Based on Pearce's response to an essay called "The Animals Reject Their Names" in Margaret Atwood's book The Tent, the show traverses a varied terrain of conceptual and formal ideas. The exhibition also reflects, in part, a larger cultural anxiety over the environment and global changes.
Tammy Kennedy offers the most visually rewarding piece with "Untitled," a taxidermic hartebeest in Scotch-tape chrysalis. Kennedy has split the cocoon of tape from snout to horns, allowing the horns to almost, but not quite, break free from the translucent shell. Taxidermic trophy animals carry their own histories of colonialism, machismo and empire, adding a layer of narrative to this already rich piece. The furred interior of the shell, where the hartebeest's hair has stuck to the tape, causes an emotional and visceral shiver how creepy the stuck-on fur, yet how gorgeous the texture.
Kennedy's containment strategy resonates with the work of John Peterson, who embeds plastic spiders in small, scalloped glycerin tablets that litter the floor and cling to the wall. They lend the exhibition a playful component, as do the stylized digital prints with owls and hugging bears by Christina Vantzou. Michael Kruger's intimate colored-pencil drawing, "Monsters That Walk the Earth," shares Vantzou's naïve approach, his outsider's innocence punctuating the quirky juxtaposition of owls, bears and other animals against red earth covered with tiny tufts of grass, mushrooms and other flora.
Pearce creates dynamic visual conversations between the pieces, yet some seem misplaced. Debra Di Blasi's visually cacophonous installation seems ill-suited to the exhibition's otherwise tightly woven conceptual fabric, and Peregrine Honig's recent drawings cannibalize her former work to no new effect. Individual wall labels would help by allowing viewers to consider the artists' or curator's points of view.
Anxiety about our fouled landscape and otherworldly genetic mutations inform Davin Watne's and Jessie Fisher's works. Paradoxically, beauty is the vehicle by which both artists convey their alarm.
In Watne's "Coyote Y Pollos," a small, nude child sits cradled within the reclining body of a coyote. According to Pearce, the dog and child are Watne's. The two sit in a desolate landscape that is lovely yet strewn with shotgun casings and cigarette butts. The child looks out over an expansive vista, where a fence suggests the dangerous, politically charged border between Mexico and the United States.
Fisher's lushly painted "Double Cow in Landscape," meanwhile, is simultaneously beautiful and grotesque.

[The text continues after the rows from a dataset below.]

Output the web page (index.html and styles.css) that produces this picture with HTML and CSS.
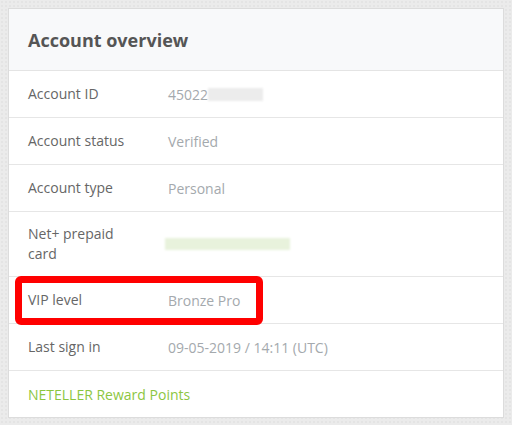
FILE: index.html
```html
<!DOCTYPE html>
<html>
<head>
  <meta charset="UTF-8">
  <title>Account overview</title>
  <link rel="stylesheet" href="styles.css">
</head>
<body>
  <div class="card">
    <div class="card-header">
      <h2 class="card-title">Account overview</h2>
    </div>
    <div class="row">
      <div class="label">Account ID</div>
      <div class="value">45022<span class="masked masked-id"></span></div>
    </div>
    <div class="row">
      <div class="label">Account status</div>
      <div class="value">Verified</div>
    </div>
    <div class="row">
      <div class="label">Account type</div>
      <div class="value">Personal</div>
    </div>
    <div class="row">
      <div class="label">Net+ prepaid card</div>
      <div class="value"><span class="masked masked-card"></span></div>
    </div>
    <div class="row row-vip">
      <div class="label">VIP level</div>
      <div class="value">Bronze Pro</div>
      <div class="highlight"></div>
    </div>
    <div class="row">
      <div class="label">Last sign in</div>
      <div class="value">09-05-2019 / 14:11 (UTC)</div>
    </div>
    <div class="row">
      <a class="link" href="#">NETELLER Reward Points</a>
    </div>
  </div>
</body>
</html>
```

FILE: styles.css
```css
body {
  margin: 0;
  padding: 8px 8px 7px 8px;
  font-family: 'Open Sans', 'Liberation Sans', sans-serif;
  background-color: #ebebeb;
  background-image: radial-gradient(#e4e4e4 1px, transparent 1px);
  background-size: 4px 4px;
}
.card {
  width: 494px;
  background-color: #fff;
  border: 1px solid #dcdcdc;
}
.card-header {
  height: 61px;
  display: flex;
  align-items: center;
  padding: 0 19px;
  background-color: #f8f9fa;
  border-bottom: 1px solid #e4e4e4;
}
.card-title {
  margin: 0;
  font-size: 18px;
  font-weight: 700;
  color: #555;
}
.row {
  position: relative;
  display: flex;
  align-items: center;
  min-height: 46px;
  padding: 0 19px;
  border-bottom: 1px solid #e6e6e6;
  font-size: 14px;
}
.row:last-child {
  border-bottom: none;
}
.label {
  width: 106px;
  margin-right: 34px;
  padding: 12px 0;
  line-height: 20px;
  color: #666;
}
.value {
  display: flex;
  align-items: center;
  color: #a4a9ad;
}
.masked {
  display: inline-block;
  filter: blur(1px);
}
.masked-id {
  width: 55px;
  height: 13px;
  background-color: #ececec;
}
.masked-card {
  width: 125px;
  height: 12px;
  margin-left: -3px;
  background-color: #e8f2dc;
}
.link {
  color: #8cc63f;
  text-decoration: none;
}
.highlight {
  position: absolute;
  left: 6px;
  top: -1px;
  width: 234px;
  height: 35px;
  border: 7px solid #ff0000;
  border-radius: 6px;
}
```
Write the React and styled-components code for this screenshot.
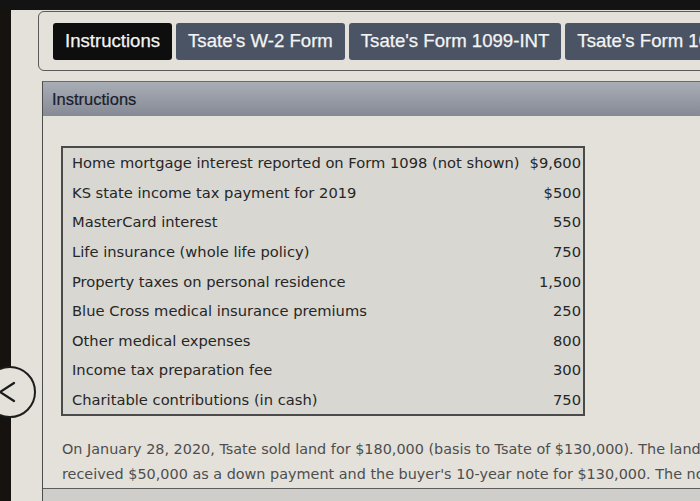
import styled, { createGlobalStyle } from "styled-components";

const GlobalStyle = createGlobalStyle`
  html, body {
    margin: 0;
    padding: 0;
    overflow: hidden;
    background: #e3e1da;
  }
  body {
    font-family: "DejaVu Sans", Verdana, sans-serif;
  }
`;

const rows = [
  ["Home mortgage interest reported on Form 1098 (not shown)", "$9,600"],
  ["KS state income tax payment for 2019", "$500"],
  ["MasterCard interest", "550"],
  ["Life insurance (whole life policy)", "750"],
  ["Property taxes on personal residence", "1,500"],
  ["Blue Cross medical insurance premiums", "250"],
  ["Other medical expenses", "800"],
  ["Income tax preparation fee", "300"],
  ["Charitable contributions (in cash)", "750"],
];

const tabs = [
  "Instructions",
  "Tsate's W-2 Form",
  "Tsate's Form 1099-INT",
  "Tsate's Form 1099-DIV",
];

const App = () => {
  return (
    <>
      <GlobalStyle />
      <Screen>
        <TopBezel />
        <Body>
          <Rail>
            <RailBar />
            <BackButton aria-label="Previous">
              <svg width="18" height="22" viewBox="0 0 18 22">
                <polyline
                  points="16,2 2,11 16,20"
                  fill="none"
                  stroke="#1c1c1c"
                  strokeWidth="2.2"
                  strokeLinecap="round"
                  strokeLinejoin="round"
                />
              </svg>
            </BackButton>
          </Rail>
          <Main>
            <TabFrame>
              {tabs.map((t, i) => (
                <Tab key={t} $active={i === 0}>
                  {t}
                </Tab>
              ))}
            </TabFrame>
            <Panel>
              <PanelHeader>Instructions</PanelHeader>
              <PanelBody>
                <ItemTable>
                  <tbody>
                    {rows.map(([label, amount]) => (
                      <tr key={label}>
                        <Label>{label}</Label>
                        <Amount>{amount}</Amount>
                      </tr>
                    ))}
                  </tbody>
                </ItemTable>
                <Paragraph>
                  <Line>
                    On January 28, 2020, Tsate sold land for $180,000 (basis to
                    Tsate of $130,000). The land was held as an investment. Tsate
                  </Line>
                  <Line>
                    received $50,000 as a down payment and the buyer's 10-year
                    note for $130,000. The note is payable at the rate of $13,000
                  </Line>
                </Paragraph>
              </PanelBody>
              <PanelFooter />
            </Panel>
          </Main>
        </Body>
      </Screen>
    </>
  );
};

export default App;

const Screen = styled.div`
  width: 1000px;
  height: 501px;
  display: flex;
  flex-direction: column;
  background: #e3e1da;
`;

const TopBezel = styled.div`
  height: 10px;
  background: #131313;
  flex-shrink: 0;
`;

const Body = styled.div`
  flex: 1;
  display: flex;
`;

const Rail = styled.div`
  width: 38px;
  position: relative;
  flex-shrink: 0;
`;

const RailBar = styled.div`
  width: 11px;
  height: 100%;
  background: #15120f;
`;

const BackButton = styled.button`
  position: absolute;
  left: -16px;
  top: 356px;
  width: 52px;
  height: 52px;
  border-radius: 50%;
  border: 2.5px solid #1c1c1c;
  background: #e3e1da;
  display: flex;
  align-items: center;
  justify-content: flex-end;
  padding: 0 18px 0 0;
  box-sizing: border-box;
`;

const Main = styled.div`
  flex: 1;
  display: flex;
  flex-direction: column;
  padding-top: 1px;
`;

const TabFrame = styled.div`
  display: flex;
  align-items: center;
  gap: 4px;
  height: 60px;
  box-sizing: border-box;
  padding: 0 14px;
  border: 1.5px solid #5a5a5a;
  border-radius: 6px;
`;

const Tab = styled.div`
  height: 37px;
  display: flex;
  align-items: center;
  padding: 0 12px;
  border-radius: 3px;
  background: ${(p) => (p.$active ? "#0e0e0e" : "#4b5465")};
  color: #f4f4f4;
  font-family: "Liberation Sans", Arial, sans-serif;
  font-size: 18.6px;
  -webkit-text-stroke: 0.25px #f4f4f4;
  white-space: nowrap;
`;

const Panel = styled.div`
  margin: 10px 0 0 4px;
  flex: 1;
  display: flex;
  flex-direction: column;
  border-left: 1.5px solid #4d4d4d;
  border-top: 1px solid #6a6a6a;
`;

const PanelHeader = styled.div`
  height: 34px;
  display: flex;
  align-items: center;
  padding-left: 9px;
  background: linear-gradient(#a9adb6, #858a95);
  color: #1a1d2a;
  font-family: "Liberation Sans", Arial, sans-serif;
  font-size: 16.5px;
  -webkit-text-stroke: 0.2px #1a1d2a;
`;

const PanelBody = styled.div`
  padding: 30px 0 0 18px;
  height: 373px;
  box-sizing: border-box;
  border-bottom: 1.5px solid #5d5d5d;
`;

const PanelFooter = styled.div`
  flex: 1;
  background: #cfcecb;
`;

const ItemTable = styled.table`
  width: 524px;
  border-collapse: collapse;
  border: 2px solid #4a4a4a;
  background: #d8d7d2;
`;

const Label = styled.td`
  height: 29.6px;
  padding: 0 0 0 9px;
  font-size: 14.7px;
  color: #262626;
  white-space: nowrap;
`;

const Amount = styled.td`
  padding: 0 2px 0 0;
  text-align: right;
  font-size: 14.7px;
  color: #262626;
  white-space: nowrap;
`;

const Paragraph = styled.div`
  margin-top: 21px;
  padding-left: 1px;
  color: #4e4e4e;
  font-size: 14.4px;
  line-height: 25px;
`;

const Line = styled.span`
  display: block;
  white-space: nowrap;
`;
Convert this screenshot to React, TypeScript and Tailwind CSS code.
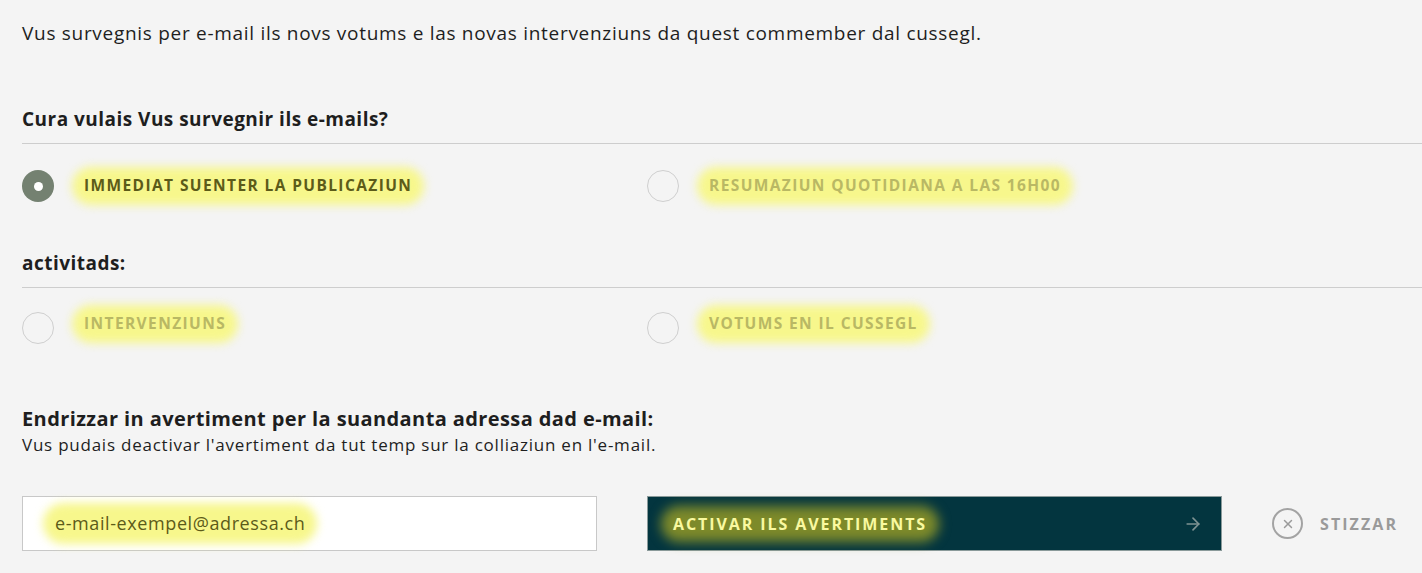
import { ArrowRight, X } from "lucide-react";

const font = { fontFamily: '"Open Sans", "Noto Sans", sans-serif' };

function Glow({ children, className = "" }: { children: React.ReactNode; className?: string }) {
  return (
    <span className={`relative inline-block ${className}`}>
      <span className="absolute -inset-x-3 -inset-y-[7px] rounded-full bg-[#f7f78c] blur-[5px]" />
      <span className="relative">{children}</span>
    </span>
  );
}

function Radio({ label, checked, lift }: { label: string; checked?: boolean; lift?: boolean }) {
  return (
    <label className="flex items-center gap-[30px] h-[34px]">
      {checked ? (
        <span className="w-8 h-8 rounded-full bg-[#748171] flex items-center justify-center">
          <span className="w-[9px] h-[9px] rounded-full bg-white" />
        </span>
      ) : (
        <span className="w-8 h-8 rounded-full border border-[#cfcfcf] bg-[#f4f4f4]" />
      )}
      <Glow
        className={`text-[15.5px] font-bold tracking-[0.09em] uppercase ${lift ? "-translate-y-[4px]" : ""} ${
          checked ? "text-[#5c5b19]" : "text-[#b9b864]"
        }`}
      >
        {label}
      </Glow>
    </label>
  );
}

export default function App() {
  return (
    <div className="w-[1422px] h-[573px] bg-[#f4f4f4] text-[#1e1e1e] pl-[22px] overflow-hidden" style={font}>
      <p className="pt-[19px] text-[19px] leading-[28px] tracking-[0.037em]">
        Vus survegnis per e-mail ils novs votums e las novas intervenziuns da quest commember dal cussegl.
      </p>

      <h2 className="mt-[58px] text-[19px] font-bold leading-[28px] tracking-[0.025em]">
        Cura vulais Vus survegnir ils e-mails?
      </h2>
      <div className="mt-[10px] border-t border-[#cdcdcd]" />
      <div className="grid grid-cols-[575px_575px] gap-x-[50px] mt-[25px]">
        <Radio label="Immediat suenter la publicaziun" checked />
        <Radio label="Resumaziun quotidiana a las 16h00" />
      </div>

      <h2 className="mt-[46px] text-[19px] font-bold leading-[28px] tracking-[0.025em]">activitads:</h2>
      <div className="mt-[10px] border-t border-[#cdcdcd]" />
      <div className="grid grid-cols-[575px_575px] gap-x-[50px] mt-[23px]">
        <Radio label="Intervenziuns" lift />
        <Radio label="Votums en il cussegl" lift />
      </div>

      <h2 className="mt-[60px] text-[20px] font-bold leading-[28px] tracking-[0.02em]">
        Endrizzar in avertiment per la suandanta adressa dad e-mail:
      </h2>
      <p className="mt-[1px] text-[17px] leading-[22px] tracking-[0.045em]">
        Vus pudais deactivar l'avertiment da tut temp sur la colliaziun en l'e-mail.
      </p>

      <div className="mt-[40px] flex items-center">
        <div className="w-[575px] h-[55px] bg-white border border-[#c8c8c8] flex items-center pl-[32px]">
          <Glow className="text-[18px] tracking-[0.033em] text-[#5c5b19]">e-mail-exempel@adressa.ch</Glow>
        </div>
        <button className="ml-[50px] w-[575px] h-[55px] bg-[#03353f] border border-[#8a9a9a] flex items-center justify-between pl-[25px] pr-[18px]">
          <span className="relative inline-block text-[16px] font-bold tracking-[0.12em] text-[#f9f9a0]">
            <span className="absolute -inset-x-3 -inset-y-[6px] rounded-full bg-[#7d8a2a] blur-[6px]" />
            <span className="relative">ACTIVAR ILS AVERTIMENTS</span>
          </span>
          <ArrowRight size={20} strokeWidth={2} className="text-[#7f9393]" />
        </button>
        <div className="ml-[50px] flex items-center gap-[17px] text-[#9a9a9a]">
          <span className="w-[31px] h-[31px] rounded-full border-[2.5px] border-[#a3a3a3] flex items-center justify-center">
            <X size={14} strokeWidth={2.5} />
          </span>
          <span className="text-[16px] font-bold tracking-[0.13em]">STIZZAR</span>
        </div>
      </div>
    </div>
  );
}
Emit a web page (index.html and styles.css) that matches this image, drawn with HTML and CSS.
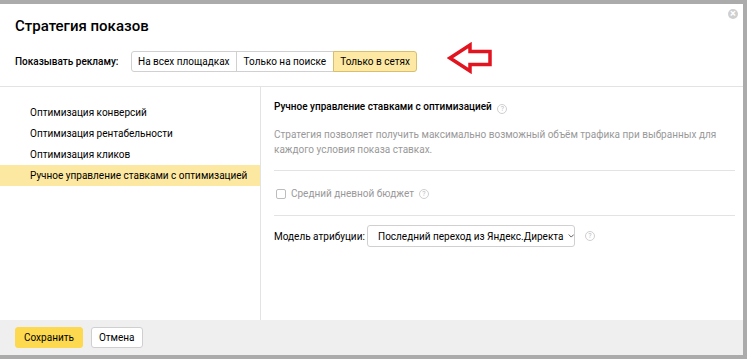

The mutant cow seems to have birthed an even more horrifically deformed calf. Yet they stand, in a portrait pose, below yellow roses that belie the environmental toxicity suggested by their genetic mutations.
Beauty functions as itself instead of framing peril in Barry Anderson's single-channel video "Treebeasties." Saturated, bright colors create a visual sanctuary, and the piece propels us through a forested fantasyscape in which Anderson has embedded whimsical animal heads and cartoonish human and wolf-man heads. This pastiche of visually appealing imagery creates an alternative space in which to find a respite from the disquietude of our environmental and social ills.